WRITTEN INSTRUCTION: Seek out every line containing the word "index", and copy each.

+++ SOURCE EXCERPT +++

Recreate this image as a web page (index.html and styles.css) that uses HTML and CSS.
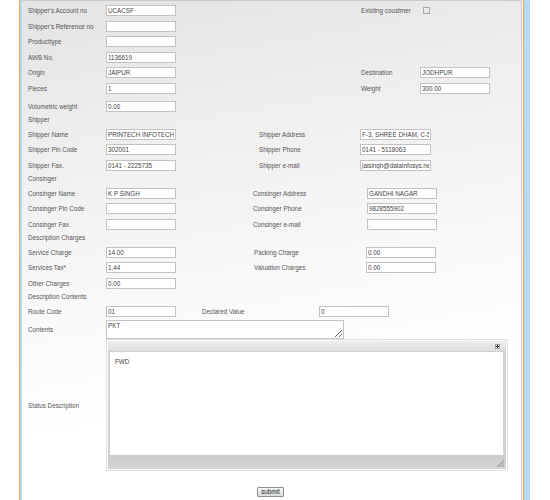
FILE: index.html
```html
<!DOCTYPE html>
<html>
<head>
<meta charset="utf-8">
<link rel="stylesheet" href="styles.css">
</head>
<body>
<div class="shell">
  <div class="panel">
    <form class="form">
      <div class="row"><span class="lbl">Shipper's Account no</span><input class="fld" value="UCACSF"><span class="lbl2 far">Existing coustmer</span><input type="checkbox" class="chk"></div>
      <div class="row"><span class="lbl">Shipper's Reference no</span><input class="fld" value=""></div>
      <div class="row"><span class="lbl">Producttype</span><input class="fld" value=""></div>
      <div class="row"><span class="lbl">AWB No.</span><input class="fld" value="1136619"></div>
      <div class="row"><span class="lbl">Origin</span><input class="fld" value="JAIPUR"><span class="lbl2 far">Destination</span><input class="fld" value="JODHPUR"></div>
      <div class="row"><span class="lbl">Pieces</span><input class="fld" value="1"><span class="lbl2 far">Weight</span><input class="fld" value="300.00"></div>
      <div class="row extra"><span class="lbl">Volumetric weight</span><input class="fld" value="0.00"></div>
      <div class="sec">Shipper</div>
      <div class="row"><span class="lbl">Shipper Name</span><input class="fld" value="PRINTECH INFOTECH"><span class="lbl2 shp">Shipper Address</span><input class="fld wide" value="F-3, SHREE DHAM, C-5"></div>
      <div class="row"><span class="lbl">Shipper Pin Code</span><input class="fld" value="302001"><span class="lbl2 shp">Shipper Phone</span><input class="fld wide" value="0141 - 5118063"></div>
      <div class="row"><span class="lbl">Shipper Fax.</span><input class="fld" value="0141 - 2225735"><span class="lbl2 shp">Shipper e-mail</span><input class="fld wide" value="jaisingh@datainfosys.net"></div>
      <div class="sec">Consinger</div>
      <div class="row"><span class="lbl">Consinger Name</span><input class="fld" value="K P SINGH"><span class="lbl2 con">Consinger Address</span><input class="fld" value="GANDHI NAGAR"></div>
      <div class="row"><span class="lbl">Consinger Pin Code</span><input class="fld" value="."><span class="lbl2 con">Consinger Phone</span><input class="fld" value="9828555902"></div>
      <div class="row"><span class="lbl">Consinger Fax.</span><input class="fld" value="."><span class="lbl2 con">Consinger e-mail</span><input class="fld" value="."></div>
      <div class="sec">Description Charges</div>
      <div class="row"><span class="lbl">Service Charge</span><input class="fld" value="14.00"><span class="lbl2 chg">Packing Charge</span><input class="fld" value="0.00"></div>
      <div class="row"><span class="lbl">Services Tax*</span><input class="fld" value="1.44"><span class="lbl2 chg">Valuation Charges</span><input class="fld" value="0.00"></div>
      <div class="row"><span class="lbl">Other Charges</span><input class="fld" value="0.00"></div>
      <div class="sec">Description Contents</div>
      <div class="row"><span class="lbl">Route Code</span><input class="fld" value="01"><span class="lbl2 dec">Declared Value</span><input class="fld" value="0"></div>
      <div class="row tall"><span class="lbl">Contents</span><textarea class="area">PKT</textarea></div>
      <div class="row edrow"><span class="lbl">Status Description</span>
        <div class="editor">
          <div class="ed-frame">
            <div class="ed-top"><span class="ed-max"></span></div>
            <div class="ed-body">FWD</div>
            <div class="ed-bot"><svg class="grip" width="7" height="7" viewBox="0 0 7 7"><path d="M7 0L0 7M7 2.5L2.5 7M7 5L5 7" stroke="#8a8a8a" stroke-width="1"/></svg></div>
          </div>
        </div>
      </div>
      <div class="actions"><button type="button" class="btn">submit</button></div>
    </form>
  </div>
</div>
</body>
</html>
```

FILE: styles.css
```css
html, body {
  margin: 0;
  padding: 0;
  background: #ffffff;
}
body {
  font-family: "Liberation Sans", Arial, sans-serif;
  font-size: 6.3px;
  color: #555555;
}
.shell {
  margin-left: 19px;
  width: 511px;
  height: 500px;
  box-sizing: border-box;
  border-left: 1px solid #f0a46c;
  border-right: 6px solid #b9d9f2;
  overflow: hidden;
}
.panel {
  height: 100%;
  box-sizing: border-box;
  border-left: 2px solid #b9d9f2;
  border-right: 1px solid #f0a46c;
  background: #ffffff;
}
.form {
  margin: 0 1px 0 0;
  height: 100%;
  box-sizing: border-box;
  border-top: 1px solid #c9c9c9;
  border-right: 1px solid #cdcdcd;
  padding: 4px 0 0 6px;
  background: linear-gradient(170deg, #e3e3e3 0%, #eeeeee 25%, #f9f9f9 55%, #ffffff 75%);
  display: flex;
  flex-direction: column;
  gap: 4.5px;
}
.row {
  display: flex;
  align-items: center;
  height: 11px;
}
.row.extra { margin-top: 2.5px; }
.sec {
  height: 8px;
  line-height: 8px;
  white-space: nowrap;
}
.lbl {
  flex: none;
  width: 78px;
  line-height: 11px;
  white-space: nowrap;
}
.lbl2 {
  flex: none;
  line-height: 11px;
  white-space: nowrap;
}
.far { margin-left: 185px; width: 59px; }
.shp { margin-left: 83px; width: 101px; }
.con { margin-left: 77px; width: 114px; }
.chg { margin-left: 78px; width: 112px; }
.dec { margin-left: 26px; width: 117px; }
.fld {
  flex: none;
  width: 70px;
  height: 11px;
  box-sizing: border-box;
  margin: 0;
  padding: 0 1px;
  border: 1px solid #c2c2c2;
  background: #ffffff;
  font-family: "Liberation Sans", Arial, sans-serif;
  font-size: 6.3px;
  color: #444444;
  line-height: 9px;
  outline: none;
}
.fld.wide { width: 71px; }
.chk {
  appearance: none;
  -webkit-appearance: none;
  flex: none;
  width: 7px;
  height: 7px;
  margin: 0 0 0 3px;
  box-sizing: border-box;
  border: 1px solid #a8a8a8;
  background: linear-gradient(#f4f4f4, #dedede);
}
.row.tall {
  height: 19px;
  margin-top: -1.5px;
}
.area {
  flex: none;
  width: 238px;
  height: 19px;
  box-sizing: border-box;
  margin: 0;
  padding: 1px 1px;
  border: 1px solid #c4c4c4;
  background: #ffffff;
  font-family: "Liberation Sans", Arial, sans-serif;
  font-size: 6.3px;
  line-height: 7px;
  color: #444444;
  resize: both;
  overflow: hidden;
}
.row.edrow {
  height: 132px;
  margin-top: -4px;
}
.editor {
  flex: none;
  width: 402px;
  height: 132px;
  box-sizing: border-box;
  border: 1px solid #e2e2e2;
  padding: 1px;
  background: #fafafa;
}
.ed-frame {
  height: 100%;
  display: flex;
  flex-direction: column;
  background: #d3d3d3;
  padding: 0 3px 0 2px;
  box-sizing: border-box;
}
.ed-top {
  flex: none;
  height: 11px;
  margin: 0 -3px 0 -2px;
  background: linear-gradient(#eeeeee, #dedede);
  border-bottom: 1px solid #cdcdcd;
  box-sizing: border-box;
  display: flex;
  justify-content: flex-end;
  align-items: center;
  padding-right: 6px;
}
.ed-max {
  width: 5px;
  height: 5px;
  box-sizing: border-box;
  border: 1px solid #9a9a9a;
  background: radial-gradient(circle, #222 0 1px, #fff 1.2px);
}
.ed-body {
  flex: 1;
  background: #ffffff;
  padding: 6px 5px;
  color: #444;
  line-height: 7px;
}
.ed-bot {
  flex: none;
  height: 12px;
  margin: 0 -3px 0 -2px;
  background: linear-gradient(#cbcbcb, #d6d6d6);
  display: flex;
  justify-content: flex-end;
  align-items: flex-end;
  padding: 0 2px 2px 0;
}
.actions {
  display: flex;
  justify-content: flex-start;
  margin-top: 11.5px;
  padding-left: 229px;
}
.btn {
  width: 27px;
  height: 10px;
  box-sizing: border-box;
  margin: 0;
  padding: 0;
  border: 1px solid #8e8e8e;
  border-radius: 1px;
  background: linear-gradient(#f6f6f6, #dcdcdc);
  font-family: "Liberation Sans", Arial, sans-serif;
  font-size: 6.3px;
  line-height: 8px;
  color: #222;
}
```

+++

RESULT:
Recreate this image as a web page (index.html and styles.css) that uses HTML and CSS.
FILE: index.html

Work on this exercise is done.